With the installation of sensors at four Philadelphia schools about a month away, it was time to build some additional Root Kits. Version 1.0 is housed in a Pelican 1010, a $10 waterproof case normally used for stashing your cell phone during whitewater rafting trips or something. We used a half-inch drill bit to drill out the three holes for the soil moisture sensor cables, and the cables are secured to the case with PG7 cable glands (about $3 for a pack of 10) that you can tighten by hand.
A few words about drilling: This was a two-person job; one person steadying the left side of the case and the other drilling, slowly and with constant pressure, the three holes. At first, we experimented with drilling pilot holes with smaller bits and moving up to the half-inch bit, but by the end we just did the job with the half-inch bit from start to finish. (We haven’t yet cracked the plastic on the Pelican cases, but have definitely destroyed a variety of less-sturdy plastic components while drilling.) It was difficult to align the holes and make it look pretty. The drill bit walks. This is not of great concern, however, since these cases will eventually be covered by students’ creative and artistic designs.

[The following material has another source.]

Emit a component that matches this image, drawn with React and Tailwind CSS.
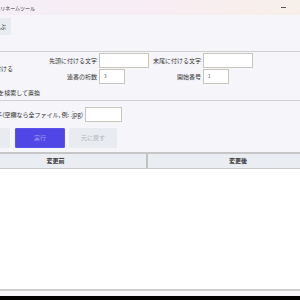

Speaking of which, students at Greenfield, Nebinger, and Cook-Wissahickon elementary schools are currently designing Root Kit housings for the design competition. The deadline for submissions is April 4, and more info and downloadable packets and drawing templates are here.
We’re in the process of assembling a complete set of instructions for assembling the Root Kit and plan to work with students at Science Leadership Academy’s Beeber campus this spring to be the first large-scale manufacturers of these sensor kits.